• [SUPPLIED MATERIAL]
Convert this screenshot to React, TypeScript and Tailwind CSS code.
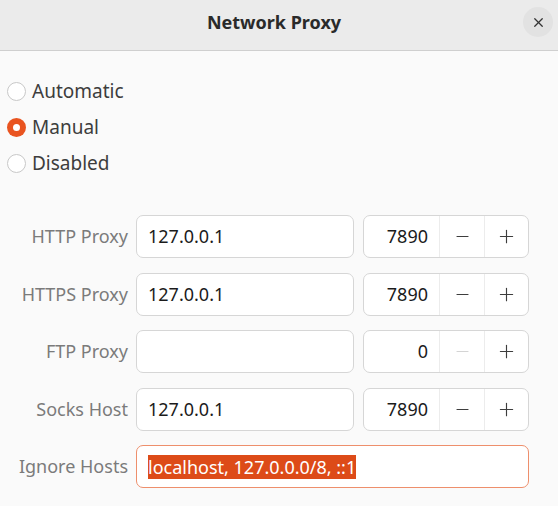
import { Minus, Plus, X } from "lucide-react";

const font = { fontFamily: '"Noto Sans", "Open Sans", sans-serif' };

const Radio = ({ label, checked }: { label: string; checked?: boolean }) => (
  <div className="flex h-9 items-center gap-[6px]">
    {checked ? (
      <span className="flex h-[19px] w-[19px] items-center justify-center rounded-full bg-[#e95420]">
        <span className="h-[7px] w-[7px] rounded-full bg-white" />
      </span>
    ) : (
      <span className="h-[19px] w-[19px] rounded-full border border-[#c8c8c8] bg-white" />
    )}
    <span className="text-[19px] text-[#3d3d3d]">{label}</span>
  </div>
);

const Port = ({ value, minusDisabled }: { value: string; minusDisabled?: boolean }) => (
  <div className="flex h-full w-[166px] rounded-[7px] border border-[#d6d6d6] bg-white">
    <div className="flex w-[75px] items-center justify-end pr-[11px] text-[18px] text-[#1b1b1b]">
      {value}
    </div>
    <div className="flex w-[45px] items-center justify-center border-l border-[#ececec]">
      <Minus
        size={19}
        strokeWidth={1.3}
        className={minusDisabled ? "text-[#d4d4d4]" : "text-[#3d3d3d]"}
      />
    </div>
    <div className="flex flex-1 items-center justify-center border-l border-[#ececec]">
      <Plus size={21} strokeWidth={1.3} className="text-[#3d3d3d]" />
    </div>
  </div>
);

const Row = ({ label, host, port, minusDisabled }: { label: string; host: string; port: string; minusDisabled?: boolean }) => (
  <div className="flex h-[43px] items-center">
    <div className="w-[128px] text-right text-[18px] text-[#7b7b7b]">{label}</div>
    <div className="ml-[8px] flex h-full w-[218px] items-center rounded-[7px] border border-[#d6d6d6] bg-white pl-[11px] text-[18px] text-[#1b1b1b]">
      {host}
    </div>
    <div className="ml-[9px] h-full">
      <Port value={port} minusDisabled={minusDisabled} />
    </div>
  </div>
);

export default function App() {
  return (
    <div className="h-[506px] w-[558px] overflow-hidden bg-[#fafafa]" style={font}>
      <div className="relative flex h-[51px] items-center justify-center border-b border-[#cfcfcf] bg-[#ebebeb] pb-[6px] pr-[10px]">
        <span className="text-[18px] font-bold text-[#2a2a2a]">Network Proxy</span>
        <button className="absolute right-[5px] top-[7px] flex h-[30px] w-[30px] items-center justify-center rounded-full bg-[#e2e2e2]">
          <X size={15} strokeWidth={2} className="text-[#333]" />
        </button>
      </div>

      <div className="flex flex-col pl-[7px] pt-[22px]">
        <Radio label="Automatic" />
        <Radio label="Manual" checked />
        <Radio label="Disabled" />
      </div>

      <div className="mt-[34px] flex flex-col gap-[14.5px]">
        <Row label="HTTP Proxy" host="127.0.0.1" port="7890" />
        <Row label="HTTPS Proxy" host="127.0.0.1" port="7890" />
        <Row label="FTP Proxy" host="" port="0" minusDisabled />
        <Row label="Socks Host" host="127.0.0.1" port="7890" />
        <div className="flex h-[43px] items-center">
          <div className="w-[128px] text-right text-[18px] text-[#7b7b7b]">Ignore Hosts</div>
          <div className="ml-[8px] flex h-full w-[393px] items-center rounded-[7px] border-[1.5px] border-[#ee8f6c] bg-white pl-[11px] text-[18px]">
            <span className="bg-[#dd4b18] leading-[24px] text-white">localhost, 127.0.0.0/8, ::1</span>
          </div>
        </div>
      </div>
    </div>
  );
}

• [SET EXERCISE] Restate the full listing verbatim and drop every picture.

• [WORKED SOLUTION]
Convert this screenshot to React, TypeScript and Tailwind CSS code.
import { Minus, Plus, X } from "lucide-react";

const font = { fontFamily: '"Noto Sans", "Open Sans", sans-serif' };

const Radio = ({ label, checked }: { label: string; checked?: boolean }) => (
  <div className="flex h-9 items-center gap-[6px]">
    {checked ? (
      <span className="flex h-[19px] w-[19px] items-center justify-center rounded-full bg-[#e95420]">
        <span className="h-[7px] w-[7px] rounded-full bg-white" />
      </span>
    ) : (
      <span className="h-[19px] w-[19px] rounded-full border border-[#c8c8c8] bg-white" />
    )}
    <span className="text-[19px] text-[#3d3d3d]">{label}</span>
  </div>
);

const Port = ({ value, minusDisabled }: { value: string; minusDisabled?: boolean }) => (
  <div className="flex h-full w-[166px] rounded-[7px] border border-[#d6d6d6] bg-white">
    <div className="flex w-[75px] items-center justify-end pr-[11px] text-[18px] text-[#1b1b1b]">
      {value}
    </div>
    <div className="flex w-[45px] items-center justify-center border-l border-[#ececec]">
      <Minus
        size={19}
        strokeWidth={1.3}
        className={minusDisabled ? "text-[#d4d4d4]" : "text-[#3d3d3d]"}
      />
    </div>
    <div className="flex flex-1 items-center justify-center border-l border-[#ececec]">
      <Plus size={21} strokeWidth={1.3} className="text-[#3d3d3d]" />
    </div>
  </div>
);

const Row = ({ label, host, port, minusDisabled }: { label: string; host: string; port: string; minusDisabled?: boolean }) => (
  <div className="flex h-[43px] items-center">
    <div className="w-[128px] text-right text-[18px] text-[#7b7b7b]">{label}</div>
    <div className="ml-[8px] flex h-full w-[218px] items-center rounded-[7px] border border-[#d6d6d6] bg-white pl-[11px] text-[18px] text-[#1b1b1b]">
      {host}
    </div>
    <div className="ml-[9px] h-full">
      <Port value={port} minusDisabled={minusDisabled} />
    </div>
  </div>
);

export default function App() {
  return (
    <div className="h-[506px] w-[558px] overflow-hidden bg-[#fafafa]" style={font}>
      <div className="relative flex h-[51px] items-center justify-center border-b border-[#cfcfcf] bg-[#ebebeb] pb-[6px] pr-[10px]">
        <span className="text-[18px] font-bold text-[#2a2a2a]">Network Proxy</span>
        <button className="absolute right-[5px] top-[7px] flex h-[30px] w-[30px] items-center justify-center rounded-full bg-[#e2e2e2]">
          <X size={15} strokeWidth={2} className="text-[#333]" />
        </button>
      </div>

      <div className="flex flex-col pl-[7px] pt-[22px]">
        <Radio label="Automatic" />
        <Radio label="Manual" checked />
        <Radio label="Disabled" />
      </div>

      <div className="mt-[34px] flex flex-col gap-[14.5px]">
        <Row label="HTTP Proxy" host="127.0.0.1" port="7890" />
        <Row label="HTTPS Proxy" host="127.0.0.1" port="7890" />
        <Row label="FTP Proxy" host="" port="0" minusDisabled />
        <Row label="Socks Host" host="127.0.0.1" port="7890" />
        <div className="flex h-[43px] items-center">
          <div className="w-[128px] text-right text-[18px] text-[#7b7b7b]">Ignore Hosts</div>
          <div className="ml-[8px] flex h-full w-[393px] items-center rounded-[7px] border-[1.5px] border-[#ee8f6c] bg-white pl-[11px] text-[18px]">
            <span className="bg-[#dd4b18] leading-[24px] text-white">localhost, 127.0.0.0/8, ::1</span>
          </div>
        </div>
      </div>
    </div>
  );
}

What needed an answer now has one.